The cluster uses PBS (Portable Batch System) as the job scheduler
Jobs are submitted from login nodes and run on compute nodes
Resources are shared among all users — use them responsibly
Never run heavy computations directly on login nodes

2. HPC Basics

What is a Node?

A node is an individual computer within the cluster. Think of each node as a separate, powerful workstation. The cluster consists of multiple nodes connected via a high-speed network.

┌─────────────────────────────────────────────────────────────────┐
│                         HPC CLUSTER                             │
├─────────────────────────────────────────────────────────────────┤
│                                                                 │
│   ┌──────────┐    ┌──────────┐         ┌──────────┐             │
│   │  Login   │    │  Login   │         │  Master  │             │
│   │  Node 1  │    │  Node 2  │         │  Nodes   │             │
│   └────┬─────┘    └────┬─────┘         └────┬─────┘             │
│        │               │                    │                   │
│        └───────────────┴────────────────────┘                   │
│                        │                                        │
│            ┌───────────┴───────────┐                            │
│            │    High-Speed Network │                            │
│            └───────────┬───────────┘                            │
│                        │                                        │
│   ┌────────────────────┼────────────────────┐                   │
│   │                    │                    │                   │
│   ▼                    ▼                    ▼                   │
│ ┌──────────┐      ┌──────────┐        ┌──────────┐              │
│ │ Compute  │      │ Compute  │  ...   │ Compute  │              │
│ │ Node     │      │ Node     │        │ Node     │              │
│ │ (gpc1)   │      │ (gpc2)   │        │ (gpc32)  │              │
│ │          │      │          │        │          │              │
│ │ 52 cores │      │ 52 cores │        │ 52 cores │              │
│ └──────────┘      └──────────┘        └──────────┘              │
│                                                                 │
└─────────────────────────────────────────────────────────────────┘

Node Type	Names	Purpose
Login Nodes	login1, login2	Where you login, edit files, submit jobs
CPU Compute Nodes	gpc1-gpc32, bmc1-bmc7	Where your CPU jobs run
GPU Compute Nodes	gpu1-gpu3	For GPU-accelerated computations

What is a Core?

A core (also called CPU core or processor) is an individual processing unit within a node.

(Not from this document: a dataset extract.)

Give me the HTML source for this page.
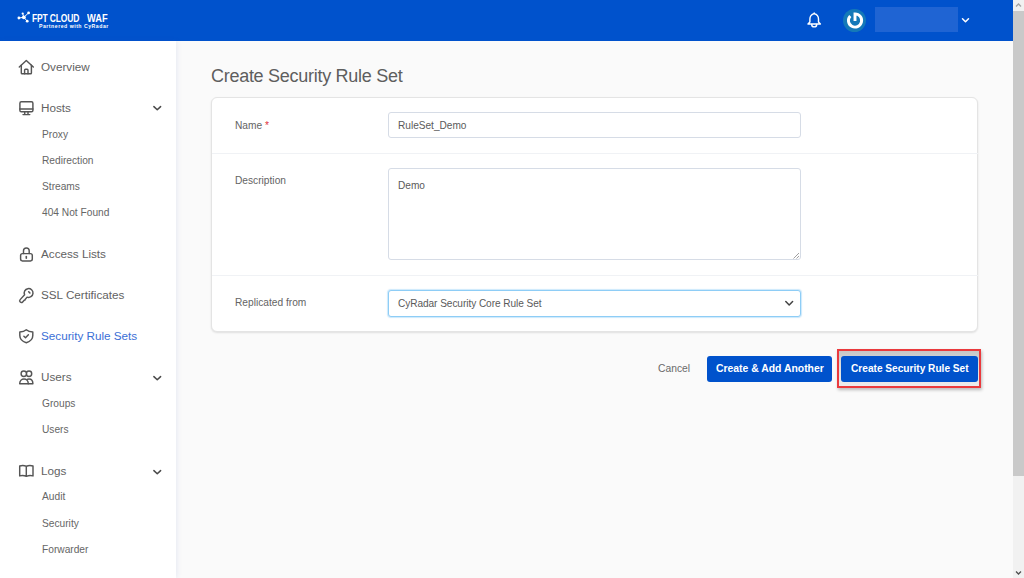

Each node contains multiple cores that can work independently or together.

🔢 Understanding Cores

Single-threaded program: Uses only 1 core
Multi-threaded program: Can use multiple cores on the same node
MPI program: Can use cores across multiple nodes

Example: If a node has 52 cores and you request ppn=4, your job will use 4 cores, leaving 48 cores available for other users.

💀 CRITICAL: Use Only What You Need!

If your program is NOT parallelized (single-threaded), you MUST use:

#PBS -l nodes=1:ppn=1

Requesting more cores than your program can use is RESOURCE THEFT from other researchers!

Cluster Architecture Summary

Component	Specification
Total Compute Nodes	~39 nodes (gpc1-gpc32, bmc1-bmc7, gpu1-gpu3)
Cores per Node (typical)	52 cores (2 × Intel Xeon Gold 6230R)
Total CPU Cores	~1872 cores
Memory per Node	~384 GB (CPU nodes)
GPU Nodes	4 × Tesla T4 16GB PCIe per GPU node

3. Resource Ethics & Responsibilities

☠️ STOP! READ THIS BEFORE USING HPC

The HPC cluster is a SHARED RESOURCE funded by the institute for the entire research community. Wasting resources directly impacts your colleagues' research and is considered a SERIOUS VIOLATION of usage policy.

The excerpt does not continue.